In retrospect, I suspect it was a bit like those kind of relationships where you think it's love, when in fact your relationship is borderline obsessive and more a case of being in love with the idea of something/someone being perfect for you.
Such was the case with my relationship with Dublin, where I spent my Erasmus year in 1993/94. Don't get me wrong - I did thoroughly enjoy my time there, but my determination to live the dream of immersing onesself in a foreign culture got the better of me and made me turn into Ireland-Bore #1 upon my return. I'm not sure I actually believed that myself, but the way I presented it to my friends and family, everything was better there than in Austria. The people friendlier. The bookstores better (that one for sure). The courses more interesting (not that difficult to achieve, given the lecturers we had at our alma mater in Vienna). The landscape more beautiful. Etc. Etc.

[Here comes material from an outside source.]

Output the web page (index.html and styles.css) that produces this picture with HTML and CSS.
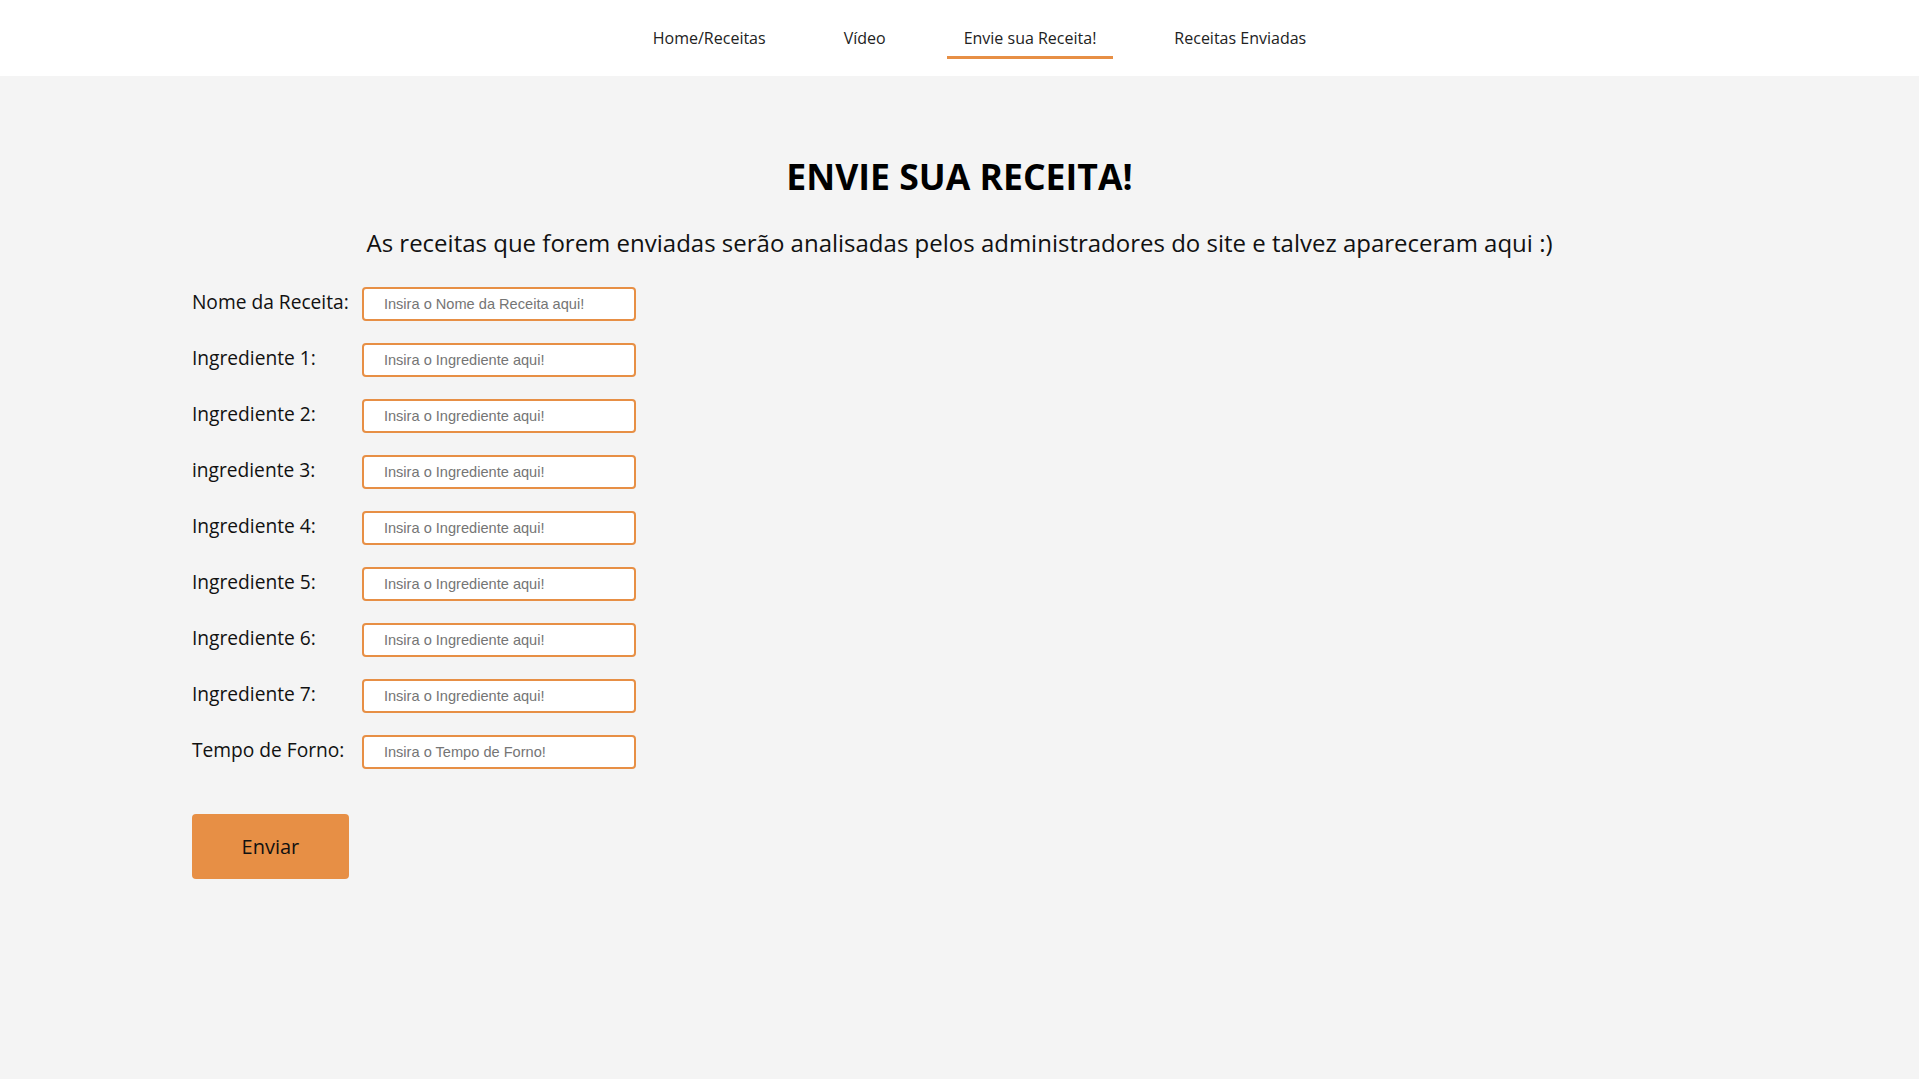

When my Mum picked me up at the airport in June 1994, eagerly awaiting her only child, she was greeted by a grumpy dumpling (I'd gained at least 5 kilos in those 9 months abroad), tear-streaked, whose first sentece was "I didn't want to leave!". Such was my passion for Dublin or arguably, obsession.
I deliberately picked a topic for my thesis ("Thematic Patterns in the Novels of Dermot Bolger" in case you're interested) that would require me to do research in Ireland and apply for another grant and went back to visit friends several times, still very much enamoured with the city.
The Celtic Tiger had put its claws into the city already in the 1990s, but back then it was hardly noticeable. Gradually, Dublin became more affluent, people stopped saying "thank you" to bus drivers as they got off, the airport slowly started bursting at its seams, "Polski sklep" stores started popping up and the old-fashioned and insular charme gave way to continental urban chic. Obviously the Dubliners who benefitted from the new affluence are all in favour of it, but from a purely selfish touristy perspective I have to say I much preferred the Dirty Old Town in its pre-Celic Tiger incarnation.